Given that most mobiles (if not all) understand how to use Media Queries and a lot of legacy desktops do not, coupled with the fact that most traffic is still coming from desktops, as it stands there is nothing wrong with designing for desktop first for simple 1-2 step responsive sites. The only real problem with this is you have to account for 3g/mobile networks and find a away of serving your smallest images and media first.

I personally use mobile first because when you start taking into consideration height as well as the width it gets far too messy.

What? There are “legacy” phones that don’t support media queries. Just like there are “legacy” browsers that don’t support it. Those legacy browsers are under 1% (closer to 0) (IE8 and down) so this argument in itself is…strange. Could you please elaborate? I’m not sure what makes this a point of consideration.

Phones that do not support Media queries include : Old Blackberry phones, Some Windows Mobile and thats about it.
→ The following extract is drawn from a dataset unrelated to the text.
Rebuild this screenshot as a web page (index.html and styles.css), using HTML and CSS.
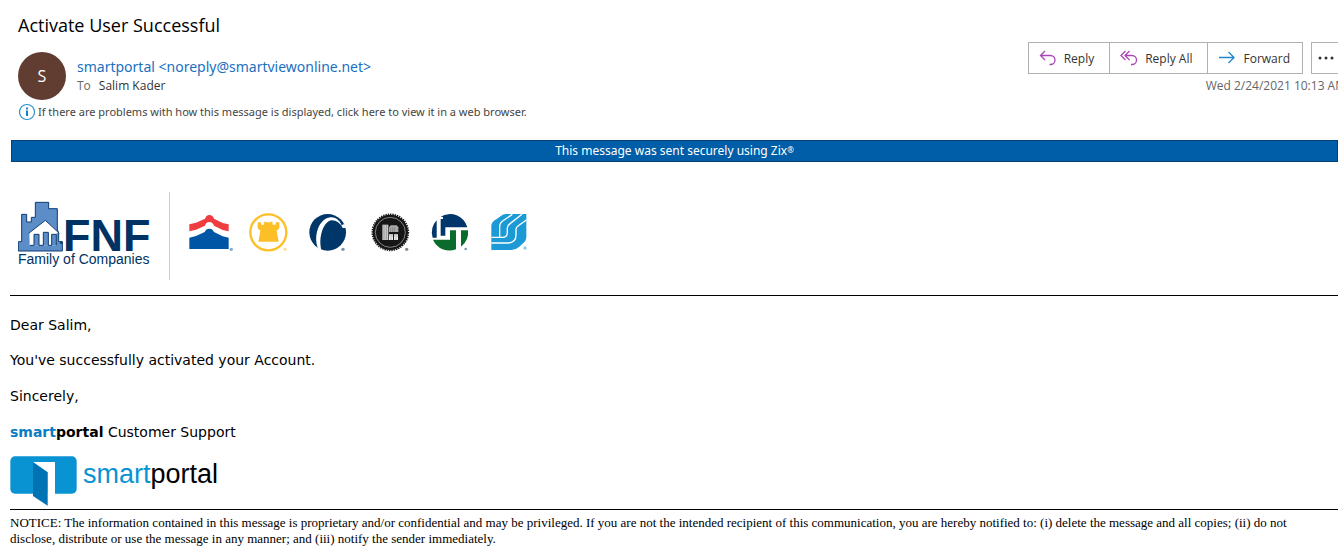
FILE: index.html
```html
<!DOCTYPE html>
<html lang="en">
<head>
    <meta charset="UTF-8">
    <meta name="viewport" content="width=device-width, initial-scale=1.0">
    <title>Activate User Successful</title>
    <link rel="stylesheet" href="styles.css">
</head>
<body>
    <header class="mail-header">
        <h1>Activate User Successful</h1>
        <div class="header-row">
            <div class="avatar">S</div>
            <div class="people">
                <div class="sender">smartportal &lt;noreply@smartviewonline.net&gt;</div>
                <div class="recipient"><span>To</span>Salim Kader</div>
            </div>
            <div class="header-side">
                <div class="actions">
                    <div class="button-group">
                        <button type="button">
                            <svg class="purple" width="18" height="18" viewBox="0 0 18 18"><path d="M6 2L1.500 6.500L6 11M1.500 6.500H11.500A4.500 4.500 0 0 1 11.500 15.500H10.500"/></svg>
                            Reply
                        </button>
                        <button type="button">
                            <svg class="purple" width="18" height="18" viewBox="0 0 18 18"><path d="M5.500 2L1 6.500L5.500 11M9.500 2L5 6.500L9.500 11M5 6.500H12A4.500 4.500 0 0 1 12 15.500H11"/></svg>
                            Reply All
                        </button>
                        <button type="button">
                            <svg class="blue" width="18" height="18" viewBox="0 0 18 18"><path d="M1 8.500H16M10.500 3L16 8.500L10.500 14"/></svg>
                            Forward
                        </button>
                    </div>
                    <button type="button" class="more" aria-label="More actions">
                        <svg width="18" height="4" viewBox="0 0 18 4"><circle cx="3" cy="2" r="1.500"/><circle cx="9" cy="2" r="1.500"/><circle cx="15" cy="2" r="1.500"/></svg>
                    </button>
                </div>
                <div class="date">Wed 2/24/2021 10:13 AM</div>
            </div>
        </div>
        <div class="info-bar">
            <svg width="18" height="18" viewBox="0 0 18 18"><circle cx="9" cy="9" r="7.500" fill="none" stroke="#2b8fcf" stroke-width="1.200"/><path d="M8 4.500h2v2H8zM8 7.500h2V13H8z" fill="#1b7fc4"/></svg>
            If there are problems with how this message is displayed, click here to view it in a web browser.
        </div>
    </header>

    <main class="mail-body">
        <div class="zix-banner">This message was sent securely using Zix<sup>®</sup></div>

        <div class="logos">
            <div class="fnf">
                <svg width="134" height="68" viewBox="54 60 402 204">
                    <path d="M55 213V185H65V103H80V126H94V112H106V67H146V86H172V147L176 160V185H187V213Z" fill="#5c8dc6" stroke="#0d3d75" stroke-width="3"/>
                    <path d="M88 158L136 121L177 158H170V196H89Z" fill="#fff"/>
                    <path d="M86 160L136 121L178 160" fill="none" stroke="#0d3d75" stroke-width="3"/>
                    <path d="M90 196H102V163H117V196H130V157H145V196H155V163H169V196" fill="#5c8dc6" stroke="#0d3d75" stroke-width="3"/>
                    <circle cx="184" cy="188" r="4" fill="#0d3d75"/>
                    <text class="fnf-name" x="189" y="212">FNF</text>
                    <text class="fnf-family" x="54" y="251">Family of Companies</text>
                </svg>
            </div>
            <div class="brands">
                <svg width="48" height="40" viewBox="24 36 144 120">
                    <path d="M28 73L48 68L75 56Q78 46 88 45Q99 46 102 56L128 69L146 73V94L128 90L102 77Q98 66 88 66Q78 66 75 77L48 89L28 94Z" fill="#ef3e42"/>
                    <path d="M28 113L48 108L74 96Q78 86 88 86Q98 86 102 96L128 109L146 113V147H28Z" fill="#0055a5"/>
                    <circle cx="154" cy="148" r="5" fill="#7fa9d0"/>
                </svg>
                <svg width="48" height="40" viewBox="204 36 144 120">
                    <circle cx="265" cy="97" r="54" fill="none" stroke="#fdbf27" stroke-width="7"/>
                    <path d="M233 67H243V74H253V67H277V74H287V67H298V85L290 92L296 125H235L241 92L233 85Z" fill="#fdbf27"/>
                    <path d="M253 65H259V75H271V65H277V75H253Z" fill="#fdbf27"/>
                    <circle cx="315" cy="148" r="5" fill="#fddf93"/>
                </svg>
                <svg width="48" height="40" viewBox="24 36 144 120">
                    <circle cx="83" cy="97" r="55" fill="#003768"/>
                    <path d="M54 145C40 111 54 57 91 52Q114 50 125 76L132 72L140 83L128 84Q116 60 94 61C68 66 54 118 65 152Z" fill="#fff"/>
                    <circle cx="129" cy="148" r="5" fill="#7694b0"/>
                </svg>
                <svg width="48" height="40" viewBox="204 36 144 120">
                    <circle cx="271" cy="97" r="53" fill="#161616"/>
                    <circle cx="271" cy="97" r="54" fill="none" stroke="#161616" stroke-width="5" stroke-dasharray="4 3"/>
                    <circle cx="271" cy="97" r="45" fill="none" stroke="#bbb" stroke-width="2"/>
                    <path d="M247 74H265V120H247Z" fill="#c9c9c9"/>
                    <path d="M267 82L272 76H290L295 82V96H267Z" fill="#aaa"/>
                    <path d="M267 103H279V120H267ZM282 103H294V120H282Z" fill="#eee"/>
                    <path d="M252 75V119M259 75V119M272 82V96M278 82V96M284 82V96M273 112V120M288 112V120M267 108H294" fill="none" stroke="#444" stroke-width="1"/>
                    <circle cx="320" cy="148" r="5" fill="#888"/>
                </svg>
                <svg width="48" height="40" viewBox="24 36 144 120">
                    <path d="M62 50A54 54 0 0 1 142 82H76V107H62V57H69V51Z" fill="#00366b"/>
                    <path d="M50 61V113H38A54 54 0 0 1 50 61Z" fill="#00366b"/>
                    <path d="M39 119H90V91H108V148A54 54 0 0 1 39 119Z" fill="#0a6b2c"/>
                    <path d="M123 91H144A54 54 0 0 1 123 140Z" fill="#0a6b2c"/>
                    <circle cx="137" cy="147" r="4" fill="#8297ab"/>
                </svg>
                <svg width="48" height="40" viewBox="204 36 144 120">
                    <path d="M214 75Q217 64 229 58L247 45Q251 42 260 42H319V111Q319 122 309 130L297 141Q287 150 274 150H214Z" fill="#1c9ad6"/>
                    <path d="M277 43L248 63Q239 69 239 80V112M214 112H246Q262 112 262 98V84Q262 76 271 70L306 43M214 129H263Q288 129 288 105V88Q288 82 294 78L319 60" fill="none" stroke="#fff" stroke-width="4"/>
                    <circle cx="315" cy="144" r="5" fill="#8ccbea"/>
                </svg>
            </div>
        </div>

        <div class="message">
            <p>Dear Salim,</p>
            <p>You've successfully activated your Account.</p>
            <p>Sincerely,</p>
            <p><b><span class="smart">smart</span>portal</b> Customer Support</p>
            <div class="portal-logo">
                <svg width="67" height="50" viewBox="30 138 201 150">
                    <rect x="31" y="139" width="199" height="112" rx="14" fill="#0a93d3"/>
                    <path d="M99 156H165V252H142V187Z" fill="#fff"/>
                    <path d="M99 157L143 187V287L99 258Z" fill="#0073b5"/>
                </svg>
                <span class="portal-name"><span>smart</span>portal</span>
            </div>
        </div>

        <div class="notice">NOTICE: The information contained in this message is proprietary and/or confidential and may be privileged. If you are not the intended recipient of this communication, you are hereby notified to: (i) delete the message and all copies; (ii) do not disclose, distribute or use the message in any manner; and (iii) notify the sender immediately.</div>
    </main>
</body>
</html>
```
FILE: styles.css
```css
body {
    margin: 0;
    background: #fff;
    color: #000;
    font-family: "Open Sans", "Noto Sans", sans-serif;
    overflow-x: hidden;
}

.mail-header {
    padding: 11px 0 0 18px;
}

h1 {
    margin: 0;
    font-size: 18px;
    line-height: 28px;
    font-weight: 400;
}

.header-row {
    display: flex;
    align-items: flex-start;
    margin-top: 3px;
}

.avatar {
    width: 48px;
    height: 48px;
    margin-top: 10px;
    border-radius: 50%;
    background: #603c31;
    color: #fff;
    font-size: 16px;
    line-height: 48px;
    text-align: center;
}

.people {
    flex: 1;
    margin: 14px 0 0 11px;
}

.sender {
    color: #1a70bf;
    font-family: "Noto Sans", sans-serif;
    font-size: 14px;
    line-height: 22px;
}

.recipient {
    color: #333;
    font-size: 12px;
    line-height: 16px;
}

.recipient span {
    margin-right: 8px;
    color: #666;
}

/* the toolbar runs past the right edge of the window */
.header-side {
    margin-right: -8px;
}

.actions {
    display: flex;
    justify-content: flex-end;
    gap: 8px;
}

.button-group {
    display: flex;
}

button {
    display: flex;
    align-items: center;
    gap: 7px;
    height: 32px;
    padding: 0 15px 0 10px;
    border: 1px solid #b3b0ad;
    background: #fff;
    color: #333;
    font-family: inherit;
    font-size: 12px;
    cursor: pointer;
}

button:hover {
    background: #f3f2f1;
}

.button-group button + button {
    margin-left: -1px;
}

.button-group button:last-child {
    padding-right: 12px;
}

.more {
    padding: 0 10px 0 5px;
}

.more svg {
    fill: #333;
}

.purple,
.blue {
    fill: none;
    stroke: #a846b5;
    stroke-width: 1.3;
}

.blue {
    stroke: #1e87cc;
}

.date {
    color: #666;
    font-size: 12px;
    line-height: 24px;
    text-align: right;
}

.info-bar {
    display: flex;
    align-items: center;
    gap: 2px;
    height: 18px;
    margin-top: 3px;
    color: #444;
    font-family: "Noto Sans", sans-serif;
    font-size: 11px;
    line-height: 16px;
}

.mail-body {
    padding: 19px 0 0 10px;
}

.zix-banner {
    margin-left: 1px;
    border: 1px solid #063f73;
    background: #005ea8;
    color: #fff;
    font-family: "Noto Sans", sans-serif;
    font-size: 12px;
    line-height: 20px;
    text-align: center;
}

.zix-banner sup {
    font-size: 8px;
    line-height: 0;
    vertical-align: 2px;
}

.logos {
    display: flex;
    padding: 30px 0 15px 8px;
}

.fnf {
    padding: 8px 17px 12px 0;
    border-right: 1px solid #c8ccd0;
}

.fnf svg,
.brands svg {
    display: block;
}

.fnf-name {
    fill: #003263;
    font-family: "Liberation Sans", Arial, sans-serif;
    font-size: 135px;
    font-weight: 700;
}

.fnf-family {
    fill: #003263;
    font-family: "Liberation Sans", Arial, sans-serif;
    font-size: 42px;
}

.brands {
    display: flex;
    gap: 12px;
    padding: 20px 0 0 18px;
}

.message {
    padding-top: 20px;
    border-top: 1px solid #000;
    font-family: "DejaVu Sans", Verdana, sans-serif;
    font-size: 14px;
    line-height: 18px;
}

.message p {
    margin: 0 0 18px;
}

.message p:first-child {
    margin-bottom: 17px;
}

.message .smart {
    color: #0a7cc4;
}

.portal-logo {
    display: flex;
    gap: 6px;
    margin-top: -3px;
    padding-bottom: 3px;
}

.portal-name {
    font-family: "Liberation Sans", Arial, sans-serif;
    font-size: 27px;
    line-height: 36px;
}

.portal-name span {
    color: #0a93d3;
}

.notice {
    padding: 5px 12px 2px 0;
    border-top: 1px solid #000;
    font-family: "Liberation Serif", "Times New Roman", serif;
    font-size: 13px;
    line-height: 16px;
}
```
We are talking 0.0something% The rest do, and have an eco system where updating the browser is easy.

Desktops and it gets a little harder. IE8 for example (5% http://caniuse.com/#feat=css-mediaqueries, up to 15% on alot of our sites) needs a polyfill so with js disabled it will not work. Not to mention polyfills slow the site down.

My parents have those phones. I know others do too.

Ultimately we are talking 1-2% difference.

IE6/7/8 COMBINED overall is placing around 3.4%. Considering how hard it is to upgrade phones due to a multitude of reasons, I’d imagine old phones are within 1-2% of that figure.

So maybe it’s just me, but that’s not even a talking point.

Just an update. Our government website that I work on (hundreds of thousands of hits) is reporting 1.5% usage in IE8.

I’d say that’s right equal with legacy mobiles.

As many as that? I have (on a much less popular site) 0.85% over the last month. Compared to 4.77% for the same period a year ago.
Old browsers are dying out. Won’t be long before we can bin the polyfill.

Are you government though? I’m assuming my market is much different than yours. Also is your website getting a few million hits a month?

I actually figured it’d be closer to 1% but I’m not complaining.

No, they are not a like for like comparison at all. It would be a minority, niche interest site with nowhere near so many hits. It has mainly local appeal, though we do get some world-wide visitors too.

Just for fun yesterday, I thought I would try this out. I dug out of a drawer my old Windows Mobile (v2003) Pocket PC Phone, charged it up to see how it handled my desktop first responsive design. Needless to say it looked a mess, but I did not expect anything else, just curious.
But I honestly don’t believe that people using phones to browse the web today are using those phones. I know it works OK on Windows Phone 7 which hasn’t the best css3 support, so I’m happy enough with that.